Miles Davis, à qui on demandait quel serait son vœu le plus cher, répondit : «Être blanc.»
Je ne sais si Jean-Michel Basquiat, fan de Miles Davis, aurait répondu de même. Mais, trente ans après sa mort par overdose en 1988, toute sa vie en peinture exposée à la Fondation Vuitton jusqu’en janvier prochain, dit, toile après toile, comme le poète Heinrich Heine, l’auteur de la Loreleï, qui parlait de la malchance irrémédiable d’être juif, qu’à la fin du vingtième siècle c’était toujours un grand malheur d’être noir, que c’était une damnation, et qu’à cette damnation, nulle rémission, la mort mise à part. La mort elle-même, à voir ces têtes noires, inlassablement macabres, avec leurs dents de squelette et leurs yeux aveugles ou pleins de l’effroi de la grande Imminence, la mort, chez Basquiat, est inscrite d’emblée au cœur de la condition noire d’alors, à commencer – le pressentait-il à ce point ? – par la sienne.
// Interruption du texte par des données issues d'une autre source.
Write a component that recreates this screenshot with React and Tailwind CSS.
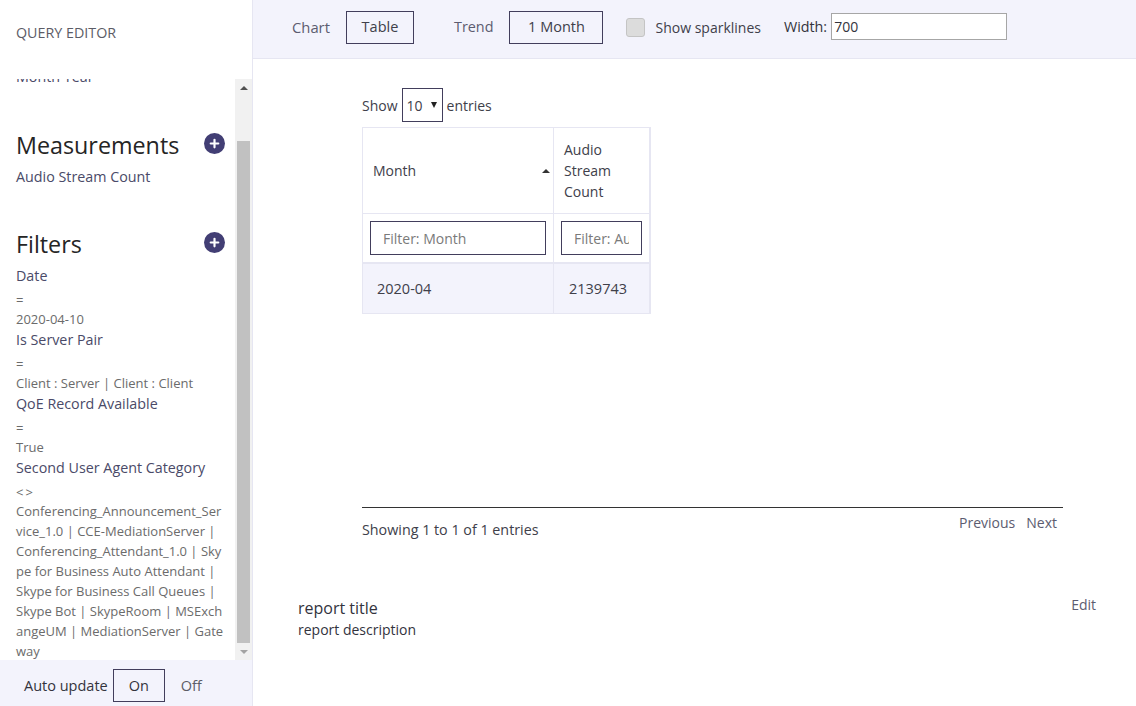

Le paradoxe qui, de toute évidence n’en était pas un pour Basquiat, est qu’il n’était pas un Noir américain, avec tout l’héritage d’oppression, d’humiliation que cela comporte, mais fils d’Haïtiens (les seuls descendants d’Africains à s’être libérés eux-mêmes, dès le début du XIXème siècle, de l’esclavagisme français), qu’il n’était en rien un enfant des ghettos, qu’il ne fut l’objet d’aucune relégation ni raciale, ni sociale ni culturelle, qu’à peine surgi sur la scène artistique, il fut porté au pinacle par le Tout-New York et le Tout-Hollywood (il fut qualifié très vite de Black Picasso). Basquiat ne souffrit guère d’être noir, sauf, comme le rappelle son ami Glenn O’Brien, que «les poches de ses vêtements griffés pleines de billets de 100 dollars, il ne parvenait pas à arrêter un taxi». A ceci près qui n’est pas peu, il n’avait rien du paria, du «suicidé de la société».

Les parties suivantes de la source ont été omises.